Description of the task: Please return nothing but the lines between the line holding "Give me the" and the line holding "const GRID = 'grid", both ends included, without the pictures.

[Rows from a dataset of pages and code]
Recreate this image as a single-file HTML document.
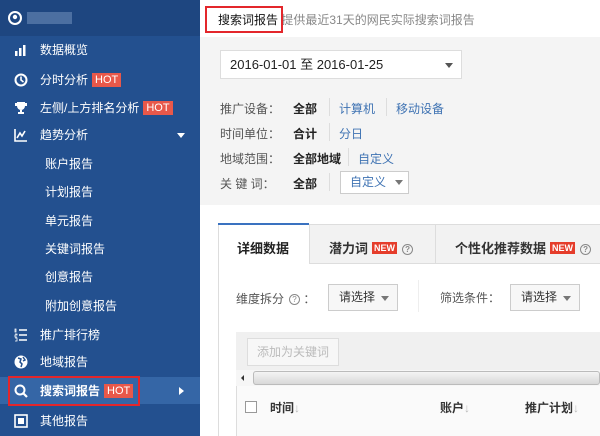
<!DOCTYPE html>
<html><head><meta charset="utf-8"><style>
*{margin:0;padding:0;box-sizing:border-box}
body{width:600px;height:436px;overflow:hidden;position:relative;font-family:"Liberation Sans","Noto Sans CJK SC",sans-serif;font-size:12px;background:#fff}
.sb{position:absolute;left:0;top:0;width:200px;height:436px;background:#23508f;color:#fff}
.sbh{position:absolute;left:0;top:0;width:200px;height:36px;background:#1e4680}
.it{position:absolute;left:0;width:200px;height:28px;line-height:28px;font-size:12px;color:#fff}
.it .ic{position:absolute;left:14px;top:7px;width:14px;height:14px}
.it .t{position:absolute;left:40px}
.sub .t{left:45px}
.hot{display:inline-block;background:#e8584a;color:#fff;font-size:11px;line-height:14px;padding:0 3px;margin-left:4px;vertical-align:1px}
.a{position:absolute}
.lbl{position:absolute;left:220px;color:#555}
.lnk{color:#3f73b3}
.b{font-weight:bold;color:#222}
.sep{position:absolute;width:1px;height:18px;background:#ddd}
.new{display:inline-block;background:#e53d2b;color:#fff;font-size:9px;line-height:12px;padding:0 2px;margin-left:4px;vertical-align:2px}
.q{display:inline-block;width:11px;height:11px;border:1px solid #888;border-radius:50%;font-size:8px;line-height:9px;text-align:center;color:#888;margin-left:5px;vertical-align:1px}
.sel{position:absolute;background:#f7f7f7;border:1px solid #ccc;height:27px;line-height:25px;padding-left:10px;color:#333;font-size:12px}
.tri{display:inline-block;width:0;height:0;border-left:4px solid transparent;border-right:4px solid transparent;border-top:5px solid #555}
</style></head><body>
<div class="sb">
<div class="sbh">
<svg class="a" style="left:8px;top:11px" width="14" height="14" viewBox="0 0 14 14"><circle cx="7" cy="7" r="6" fill="none" stroke="#fff" stroke-width="2"/><circle cx="7" cy="6" r="2.2" fill="#fff"/></svg>
<div class="a" style="left:27px;top:12px;width:45px;height:12px;background:#5779a9;opacity:.8"></div>
</div>
<div class="it" style="top:36px"><svg class="ic" viewBox="0 0 14 14"><rect x="1" y="8" width="2.5" height="5" fill="#fff"/><rect x="5" y="5" width="2.5" height="8" fill="#fff"/><rect x="9" y="2" width="2.5" height="11" fill="#fff"/></svg><span class="t">数据概览</span></div>
<div class="it" style="top:66px"><svg class="ic" viewBox="0 0 14 14"><circle cx="7" cy="7" r="5.5" fill="none" stroke="#fff" stroke-width="2"/><path d="M7 3.5V7l2.5 2" stroke="#fff" stroke-width="1.6" fill="none"/></svg><span class="t">分时分析<span class="hot">HOT</span></span></div>
<div class="it" style="top:94px"><svg class="ic" viewBox="0 0 14 14"><path d="M3 1h8v4a4 4 0 0 1-8 0z M1 2h2v3H1z M11 2h2v3h-2z M6 9h2v2h2v2H4v-2h2z" fill="#fff"/></svg><span class="t">左侧/上方排名分析<span class="hot">HOT</span></span></div>
<div class="it" style="top:121px"><svg class="ic" viewBox="0 0 14 14"><path d="M1 1v12h12" stroke="#fff" stroke-width="1.6" fill="none"/><path d="M3 10l3-5 2 3 3-5" stroke="#fff" stroke-width="1.6" fill="none"/></svg><span class="t">趋势分析</span><span class="a" style="left:177px;top:12px;border-left:4px solid transparent;border-right:4px solid transparent;border-top:5px solid #fff"></span></div>
<div class="it sub" style="top:150px"><span class="t">账户报告</span></div>
<div class="it sub" style="top:178px"><span class="t">计划报告</span></div>
<div class="it sub" style="top:207px"><span class="t">单元报告</span></div>
<div class="it sub" style="top:235px"><span class="t">关键词报告</span></div>
<div class="it sub" style="top:263px"><span class="t">创意报告</span></div>
<div class="it sub" style="top:292px"><span class="t">附加创意报告</span></div>
<div class="it" style="top:321px"><svg class="ic" viewBox="0 0 14 14"><path d="M1 1h1v3H1zM1 6h2v1H1v2h2M1 10h2v3H1" stroke="#fff" stroke-width="0.8" fill="none"/><path d="M5 2h8M5 7h8M5 12h8" stroke="#fff" stroke-width="1.6"/></svg><span class="t">推广排行榜</span></div>
<div class="it" style="top:348px"><svg class="ic" viewBox="0 0 14 14"><circle cx="7" cy="7" r="6.5" fill="#fff"/><path d="M4 3l3 1 -1 3 2 2-1 3M9 2l2 3-2 1" stroke="#23508f" stroke-width="1.5" fill="none"/></svg><span class="t">地域报告</span></div>
<div class="a" style="left:0;top:377px;width:200px;height:27px;background:#3566a6"></div>
<div class="a" style="left:8px;top:376px;width:132px;height:30px;border:2px solid #e3262b"></div>
<div class="it" style="top:377px;font-weight:bold"><svg class="ic" viewBox="0 0 14 14"><circle cx="6" cy="6" r="4.5" fill="none" stroke="#fff" stroke-width="2"/><path d="M9.5 9.5L13 13" stroke="#fff" stroke-width="2.2"/></svg><span class="t">搜索词报告<span class="hot" style="font-weight:normal">HOT</span></span><span class="a" style="left:179px;top:10px;border-top:4px solid transparent;border-bottom:4px solid transparent;border-left:5px solid #fff"></span></div>
<div class="it" style="top:407px"><svg class="ic" viewBox="0 0 14 14"><rect x="1" y="1" width="12" height="12" fill="none" stroke="#fff" stroke-width="1.6"/><rect x="4" y="4" width="6" height="6" fill="#fff"/></svg><span class="t">其他报告</span></div>
</div>

<div class="a" style="left:200px;top:37px;width:400px;height:168px;background:#f4f4f4"></div>
<div class="a" style="left:218px;top:11px;font-size:12px;color:#111">搜索词报告 <span style="color:#888">提供最近31天的网民实际搜索词报告</span></div>
<div class="a" style="left:205px;top:6px;width:78px;height:27px;border:2px solid #e3262b"></div>

<div class="a" style="left:220px;top:50px;width:242px;height:29px;background:#fff;border:1px solid #ddd;line-height:27px;padding-left:9px;font-size:13px;color:#222">2016-01-01 至 2016-01-25<span class="tri a" style="left:224px;top:12px"></span></div>

<div class="lbl" style="top:100px">推广设备：</div><div class="a b" style="left:293px;top:100px">全部</div><div class="sep" style="left:329px;top:98px"></div><div class="a lnk" style="left:339px;top:100px">计算机</div><div class="sep" style="left:386px;top:98px"></div><div class="a lnk" style="left:396px;top:100px">移动设备</div>
<div class="lbl" style="top:125px">时间单位：</div><div class="a b" style="left:293px;top:125px">合计</div><div class="sep" style="left:329px;top:123px"></div><div class="a lnk" style="left:339px;top:125px">分日</div>
<div class="lbl" style="top:150px">地域范围：</div><div class="a b" style="left:293px;top:150px">全部地域</div><div class="sep" style="left:348px;top:148px"></div><div class="a lnk" style="left:358px;top:150px">自定义</div>
<div class="lbl" style="top:175px">关&nbsp;键&nbsp;词：</div><div class="a b" style="left:293px;top:175px">全部</div><div class="sep" style="left:329px;top:173px"></div>
<div class="a" style="left:340px;top:171px;width:69px;height:23px;background:#fff;border:1px solid #ccc;line-height:21px;padding-left:9px;color:#3f73b3">自定义<span class="tri a" style="left:54px;top:8px;border-top-color:#777"></span></div>

<div class="a" style="left:218px;top:224px;width:382px;height:212px;border-left:1px solid #ddd;border-top:1px solid #ddd"></div>
<div class="a" style="left:309px;top:225px;width:291px;height:39px;background:#f2f2f2;border-bottom:1px solid #ddd"></div>
<div class="a" style="left:309px;top:225px;width:1px;height:39px;background:#ddd"></div>
<div class="a" style="left:435px;top:225px;width:1px;height:39px;background:#ddd"></div>
<div class="a" style="left:218px;top:223px;width:91px;height:2px;background:#3a72c0"></div>
<div class="a" style="left:237px;top:238px;font-size:13px;font-weight:bold;color:#222">详细数据</div>
<div class="a" style="left:329px;top:238px;font-size:13px;font-weight:bold;color:#333">潜力词<span class="new">NEW</span><span class="q">?</span></div>
<div class="a" style="left:455px;top:238px;font-size:13px;font-weight:bold;color:#333">个性化推荐数据<span class="new">NEW</span><span class="q">?</span></div>

<div class="a" style="left:236px;top:290px;color:#555">维度拆分<span class="q">?</span> ：</div>
<div class="sel" style="left:328px;top:284px;width:70px">请选择 <span class="tri a" style="left:52px;top:11px;border-top-color:#777"></span></div>
<div class="a" style="left:418px;top:280px;width:1px;height:32px;background:#eee"></div>
<div class="a" style="left:440px;top:289px;color:#555">筛选条件：</div>
<div class="sel" style="left:510px;top:284px;width:70px">请选择 <span class="tri a" style="left:52px;top:11px;border-top-color:#777"></span></div>

<div class="a" style="left:236px;top:332px;width:364px;height:104px;background:#fafafa;border-top:1px solid #ddd;border-left:1px solid #ddd"></div>
<div class="a" style="left:236px;top:332px;width:364px;height:38px;background:#f0f0f0"></div>
<div class="a" style="left:247px;top:338px;width:92px;height:28px;border:1px solid #ddd;background:#f7f7f7;color:#bbb;line-height:26px;text-align:center">添加为关键词</div>
<div class="a" style="left:236px;top:370px;width:364px;height:16px;background:#f6f6f6"></div>
<div class="a" style="left:241px;top:375px;border-top:3px solid transparent;border-bottom:3px solid transparent;border-right:3px solid #333"></div>
<div class="a" style="left:253px;top:371px;width:347px;height:14px;border:1px solid #bbb;border-radius:3px;background:linear-gradient(#f4f4f4,#d8d8d8)"></div>
<div class="a" style="left:245px;top:401px;width:12px;height:12px;border:1px solid #999;background:#fff"></div>
<div class="a" style="left:270px;top:399px;font-weight:bold;color:#333">时间<span style="color:#bbb">↓</span></div>
<div class="a" style="left:440px;top:399px;font-weight:bold;color:#333">账户<span style="color:#bbb">↓</span></div>
<div class="a" style="left:525px;top:399px;font-weight:bold;color:#333">推广计划<span style="color:#bbb">↓</span></div>
</body></html>
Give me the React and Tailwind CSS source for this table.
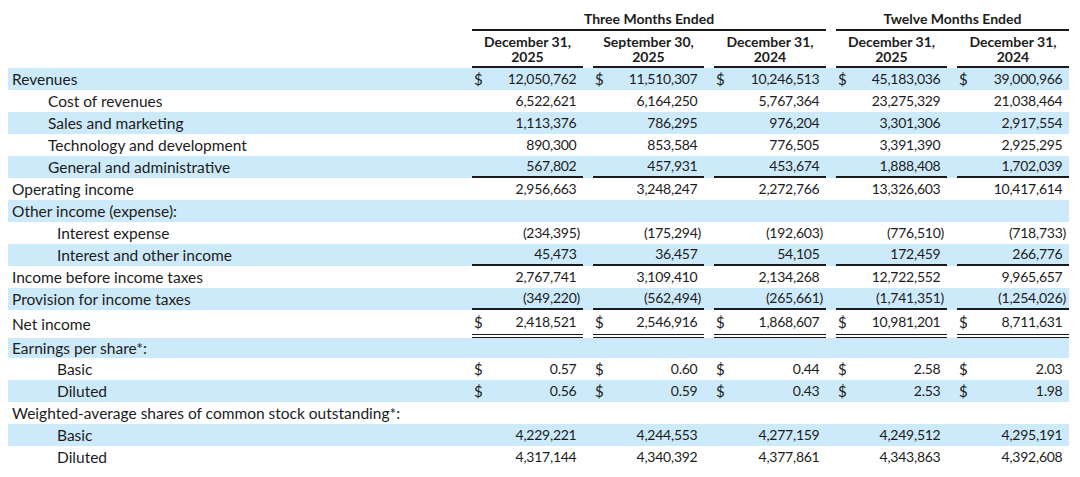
import React from 'react';

const GRID = 'grid grid-cols-[454px_111px_111px_112px_111px_112px] gap-x-[10px] w-[1061px]';

const rows = [
  { label: 'Revenues', dollar: true, shade: true, values: ['12,050,762', '11,510,307', '10,246,513', '45,183,036', '39,000,966'] },
  { label: 'Cost of revenues', indent: 1, values: ['6,522,621', '6,164,250', '5,767,364', '23,275,329', '21,038,464'] },
  { label: 'Sales and marketing', indent: 1, shade: true, values: ['1,113,376', '786,295', '976,204', '3,301,306', '2,917,554'] },
  { label: 'Technology and development', indent: 1, values: ['890,300', '853,584', '776,505', '3,391,390', '2,925,295'] },
  { label: 'General and administrative', indent: 1, shade: true, line: 'single', values: ['567,802', '457,931', '453,674', '1,888,408', '1,702,039'] },
  { label: 'Operating income', values: ['2,956,663', '3,248,247', '2,272,766', '13,326,603', '10,417,614'] },
  { label: 'Other income (expense):', shade: true },
  { label: 'Interest expense', indent: 2, values: ['(234,395)', '(175,294)', '(192,603)', '(776,510)', '(718,733)'] },
  { label: 'Interest and other income', indent: 2, shade: true, line: 'single', values: ['45,473', '36,457', '54,105', '172,459', '266,776'] },
  { label: 'Income before income taxes', values: ['2,767,741', '3,109,410', '2,134,268', '12,722,552', '9,965,657'] },
  { label: 'Provision for income taxes', shade: true, line: 'single', values: ['(349,220)', '(562,494)', '(265,661)', '(1,741,351)', '(1,254,026)'] },
  { label: 'Net income', dollar: true, line: 'double', values: ['2,418,521', '2,546,916', '1,868,607', '10,981,201', '8,711,631'] },
  { label: 'Earnings per share*:', shade: true, short: true },
  { label: 'Basic', indent: 2, dollar: true, values: ['0.57', '0.60', '0.44', '2.58', '2.03'] },
  { label: 'Diluted', indent: 2, dollar: true, shade: true, values: ['0.56', '0.59', '0.43', '2.53', '1.98'] },
  { label: 'Weighted-average shares of common stock outstanding*:' },
  { label: 'Basic', indent: 2, shade: true, values: ['4,229,221', '4,244,553', '4,277,159', '4,249,512', '4,295,191'] },
  { label: 'Diluted', indent: 2, values: ['4,317,144', '4,340,392', '4,377,861', '4,343,863', '4,392,608'] },
];

const headers = [
  ['December 31,', '2025'],
  ['September 30,', '2025'],
  ['December 31,', '2024'],
  ['December 31,', '2025'],
  ['December 31,', '2024'],
];

const Cell = ({ value, dollar, line }) => {
  const negative = value && value.endsWith(')');
  return (
    <div className="flex flex-col h-full min-h-0">
      <div className="flex-1 min-h-0 flex items-center justify-between pl-[2px] pr-[3px]">
        <span className="text-[15px]">{dollar ? '$' : ''}</span>
        <span className="text-[14px] tracking-[-0.25px]">
          {value}
          {value && !negative && <span className="invisible">)</span>}
        </span>
      </div>
      {line === 'single' && <div className="h-[2px] shrink-0 bg-[#1a1a1a]" />}
      {line === 'double' && (
        <div className="flex flex-col shrink-0 gap-[2px]">
          <div className="h-[1px] bg-[#1a1a1a]" />
          <div className="h-[1px] bg-[#1a1a1a]" />
        </div>
      )}
    </div>
  );
};

const Row = ({ row }) => {
  const pad = row.indent === 2 ? 'pl-[49px]' : row.indent === 1 ? 'pl-[40px]' : 'pl-[4px]';
  const height = row.line === 'double' ? 'h-[28px]' : row.short ? 'h-[20px]' : 'h-[22px]';
  return (
    <div
      className={`${GRID} grid-rows-[100%] leading-[18px] overflow-hidden ${height} ${
        row.shade ? 'bg-[#cdeafa]' : 'bg-white'
      }`}
    >
      <div className={`flex items-center whitespace-nowrap text-[15.5px] ${pad}`}>{row.label}</div>
      {[0, 1, 2, 3, 4].map((i) => (
        <Cell key={i} value={row.values ? row.values[i] : ''} dollar={row.dollar && row.values} line={row.line} />
      ))}
    </div>
  );
};

export default function App() {
  return (
    <div className="w-[1080px] h-[477px] bg-white pl-[8px] text-[#1c1c1c] font-['Lato',sans-serif] overflow-hidden">
      {/* period headers */}
      <div className={`${GRID} h-[31px] font-bold text-[14px] leading-[18px]`}>
        <div />
        <div className="col-span-3 flex items-end justify-center pb-[1px] border-solid border-b-[2px] border-b-[#1a1a1a]">
          Three Months Ended
        </div>
        <div className="col-span-2 flex items-end justify-center pb-[1px] border-solid border-b-[2px] border-b-[#1a1a1a]">
          Twelve Months Ended
        </div>
      </div>

      {/* date headers */}
      <div className={`${GRID} h-[37px] font-bold text-[14px] leading-[15px]`}>
        <div />
        {headers.map(([a, b], i) => (
          <div
            key={i}
            className="flex flex-col items-center justify-end pb-[2px] border-solid border-b-[2px] border-b-[#1a1a1a]"
          >
            <span>{a}</span>
            <span>{b}</span>
          </div>
        ))}
      </div>

      {rows.map((row, i) => (
        <Row key={i} row={row} />
      ))}
    </div>
  );
}
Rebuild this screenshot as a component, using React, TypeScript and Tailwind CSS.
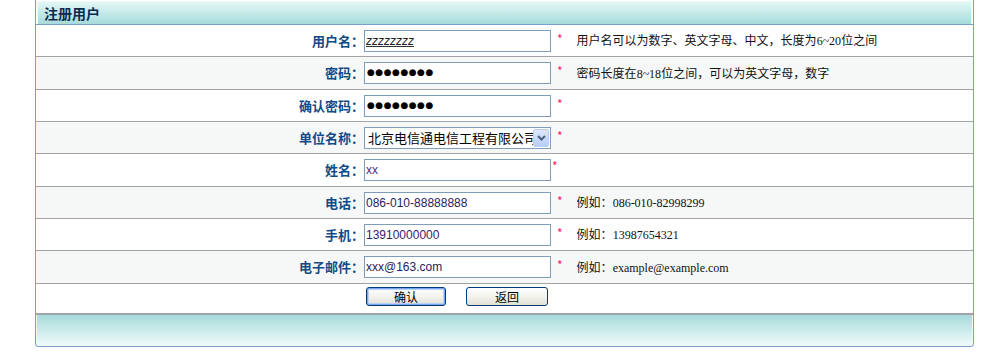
import React from 'react';

type Row = {
  label: string;
  kind: 'text' | 'password' | 'select';
  value: string;
  hint?: React.ReactNode;
  valueClass?: string;
  tightStar?: boolean;
  height: string;
};

const cn = '"Noto Sans CJK SC", "Liberation Sans", sans-serif';
const serif = '"Liberation Serif", "Noto Sans CJK SC", serif';

const Num: React.FC<{ children: React.ReactNode }> = ({ children }) => (
  <span style={{ fontFamily: serif }} className="text-[12px]">{children}</span>
);

const rows: Row[] = [
  {
    label: '用户名：',
    kind: 'text',
    value: 'zzzzzzzz',
    valueClass: 'italic underline decoration-[#333] text-[#222]',
    hint: <>用户名可以为数字、英文字母、中文，长度为<Num>6~20</Num>位之间</>,
    height: 'h-[32px]'
  },
  {
    label: '密码：',
    kind: 'password',
    value: '●●●●●●●●',
    hint: <>密码长度在<Num>8~18</Num>位之间，可以为英文字母，数字</>,
    height: 'h-[33px]'
  },
  { label: '确认密码：', kind: 'password', value: '●●●●●●●●', height: 'h-[32px]' },
  { label: '单位名称：', kind: 'select', value: '北京电信通电信工程有限公司', height: 'h-[32px]' },
  { label: '姓名：', kind: 'text', value: 'xx', valueClass: 'text-[#5a2a80]', tightStar: true, height: 'h-[33px]' },
  {
    label: '电话：',
    kind: 'text',
    value: '086-010-88888888',
    valueClass: 'text-[#2a1a60]',
    hint: <>例如：<Num>086-010-82998299</Num></>,
    height: 'h-[32px]'
  },
  {
    label: '手机：',
    kind: 'text',
    value: '13910000000',
    valueClass: 'text-[#3a1a6a]',
    hint: <>例如：<Num>13987654321</Num></>,
    height: 'h-[32px]'
  },
  {
    label: '电子邮件：',
    kind: 'text',
    value: 'xxx@163.com',
    valueClass: 'text-[#2a1a60]',
    hint: <>例如：<Num>example@example.com</Num></>,
    height: 'h-[33px]'
  }
];

const Field: React.FC<{ row: Row }> = ({ row }) => {
  if (row.kind === 'select') {
    return (
      <div className="flex h-[22px] w-[187px] items-center border border-[#7f9db9] bg-white pl-[3px] overflow-hidden">
        <span className="flex-1 overflow-hidden whitespace-nowrap text-[13px] text-black" style={{ fontFamily: cn }}>
          {row.value}
        </span>
        <div className="mr-[1px] flex h-[18px] w-[16px] shrink-0 items-center justify-center rounded-[2px] border border-[#b8cdf0] bg-gradient-to-b from-[#dde8fb] to-[#b7cdf5]">
          <svg width="9" height="6" viewBox="0 0 9 6">
            <path d="M1 1 L4.5 4.5 L8 1" fill="none" stroke="#4d6185" strokeWidth="2" />
          </svg>
        </div>
      </div>
    );
  }
  if (row.kind === 'password') {
    return (
      <div className="flex h-[22px] w-[187px] items-center border border-[#7f9db9] bg-white pl-[2px]">
        <span className="text-[9px] tracking-[0.5px] text-black" style={{ fontFamily: '"DejaVu Sans", sans-serif' }}>
          {row.value}
        </span>
      </div>
    );
  }
  return (
    <input
      readOnly
      value={row.value}
      className={`h-[22px] w-[187px] border border-[#7f9db9] bg-white px-[1px] text-[12px] outline-none ${row.valueClass ?? ''}`}
      style={{ fontFamily: '"Liberation Sans", sans-serif' }}
    />
  );
};

const XpButton: React.FC<{ label: string; focused?: boolean; width: string }> = ({ label, focused, width }) => (
  <button
    className={`h-[19px] ${width} rounded-[3px] border border-[#003c74] bg-gradient-to-b from-white via-[#f3f2ec] to-[#e2e0d6] text-[12px] leading-none text-black ${
      focused ? 'shadow-[inset_0_0_0_1px_#7aa6f0,inset_0_0_0_2px_#b9d1f8]' : ''
    }`}
    style={{ fontFamily: cn }}
  >
    {label}
  </button>
);

export default function App() {
  return (
    <div className="h-[353px] w-[986px] bg-white" style={{ fontFamily: cn }}>
      <div className="ml-[35px] w-[939px] border-x border-b border-[#7a9fcc] rounded-b-[4px]">
        {/* header */}
        <div className="h-[25px] border-b border-[#7a9fcc] p-[1px] pb-0">
          <div className="flex h-[23px] items-center border border-b-0 border-[#eefafa] bg-gradient-to-b from-[#e4f6f6] to-[#a6dbdb] pl-[6px]">
            <span className="text-[14px] font-bold text-[#0b2c4f]">注册用户</span>
          </div>
        </div>

        {rows.map((row, i) => (
          <div
            key={row.label}
            className={`flex items-center border-b border-[#a3a3a3] ${row.height} ${i % 2 === 1 ? 'bg-[#f6f8f8]' : 'bg-white'}`}
          >
            <div className="w-[328px] text-right text-[13px] font-bold text-[#114a86]">{row.label}</div>
            <div className="flex items-center">
              <Field row={row} />
              <span className={`${row.tightStar ? 'ml-[1px] -mt-[8px]' : 'ml-[6px] -mt-[4px]'} text-[12px] text-[#ff2266]`}>*</span>
              {row.hint && <span className="ml-[14px] text-[12px] text-[#111]">{row.hint}</span>}
            </div>
          </div>
        ))}

        {/* buttons */}
        <div className="flex h-[31px] items-start border-b-2 border-[#a0a4ab] bg-white pt-[3px]">
          <div className="ml-[330px] flex gap-[20px]">
            <XpButton label="确认" focused width="w-[80px]" />
            <XpButton label="返回" width="w-[82px]" />
          </div>
        </div>

        {/* footer */}
        <div className="h-[31px] rounded-b-[4px] border border-t-0 border-[#eefafa] bg-gradient-to-b from-[#a6dbdb] to-[#effafa]" />
      </div>
    </div>
  );
}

Solution for this problem:
Give me the React and Tailwind CSS source for this table.
import React from 'react';

const GRID = 'grid grid-cols-[454px_111px_111px_112px_111px_112px] gap-x-[10px] w-[1061px]';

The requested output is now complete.